Hay una larga lista de ejemplos de malas decisiones de inversión pública que se tomaron en los años de abundancia. Nunca sabremos todo lo que el país pudo haber hecho de haberse aplicado esos recursos en programas y proyectos de mayor rentabilidad social. En todo caso, la situación hoy es muy distinta. Producto de un contexto internacional menos favorable, pero, sobre todo, de la falta de convicción del más alto nivel del Gobierno para promover la inversión privada y la competitividad, vivimos años de bajo crecimiento y menor generación de recursos fiscales.
Por ello, la calidad del gasto público se torna aún más importante. Es crucial evaluar bien en qué gastar y cómo hacerlo. No podemos repetir el error de ignorar uno de los conceptos fundamentales de la economía: el costo de oportunidad de los recursos. El Plan Nacional de Infraestructura elaborado por el Ministerio de Economía y Finanzas constituye un esfuerzo de priorización de proyectos y debiera evitar los contrabandos que gobernantes y políticos suelen intentar introducir –por populismo, ignorancia o corrupción–. Puede ser mejorado, indudablemente, pero es un buen punto de partida.
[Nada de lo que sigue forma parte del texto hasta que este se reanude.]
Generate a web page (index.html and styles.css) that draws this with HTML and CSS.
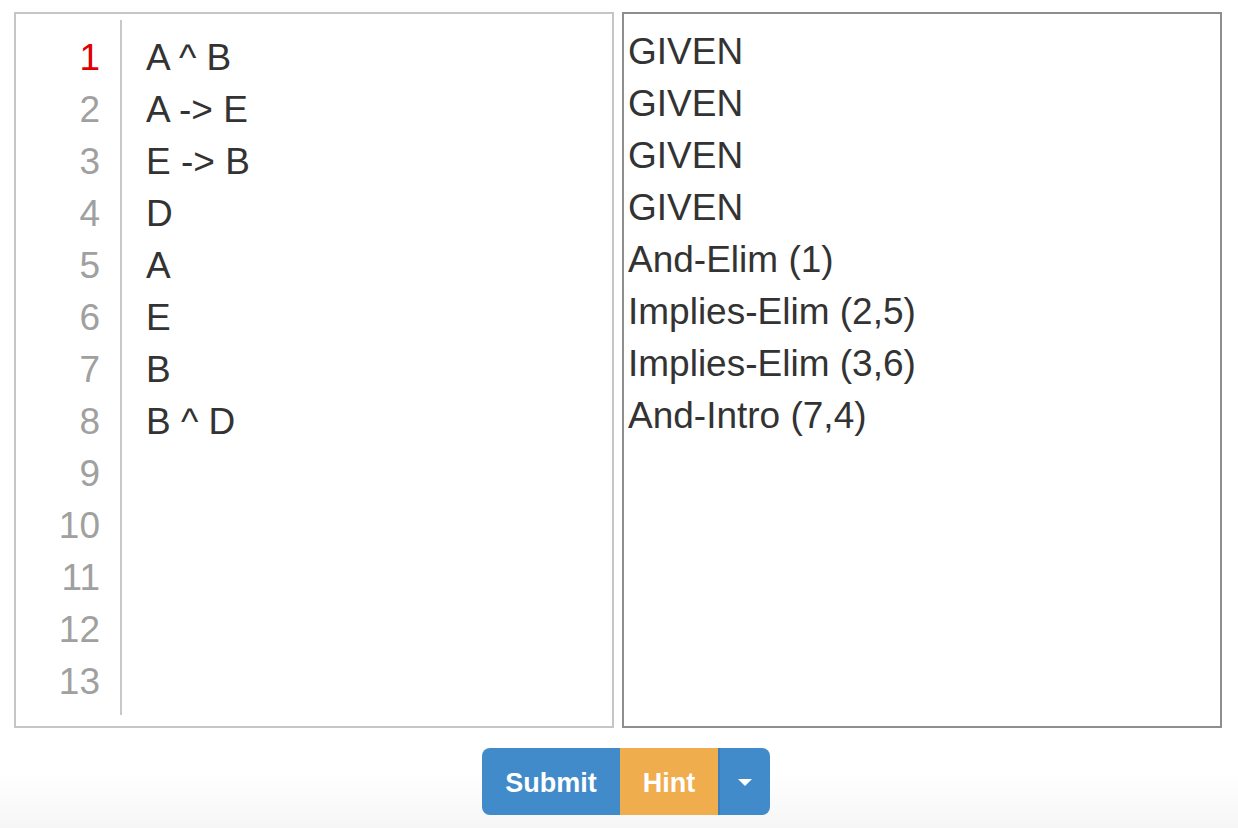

Pero el cómo, en un Estado disfuncional como el nuestro, es también muy relevante. Hay miles de millones de soles invertidos en proyectos de obra pública paralizados, y muchos más en concesiones trabadas o de avance muy lento por el temor o indolencia de funcionarios públicos para tomar decisiones. Se ha convertido en un lugar común comparar el desastre que ha sido la reconstrucción con cambios pos Niño costero del 2017 –entre entonces y hoy apenas se ha ejecutado el 14% del presupuesto de todo el programa de inversión pública y difícilmente se culminará en el 2021, como se había previsto– con la notable ejecución de los Juegos Panamericanos Lima 2019. El ministro de Economía ha declarado que incorporarán varios elementos de los procesos aplicados en el evento deportivo a otros programas de inversión pública. Ojalá logre hacerlo. Y ojalá convenza al presidente Vizcarra de al menos dejar esta reforma como un legado en materia económica, aunque el pueblo no se lo reclame en las calles.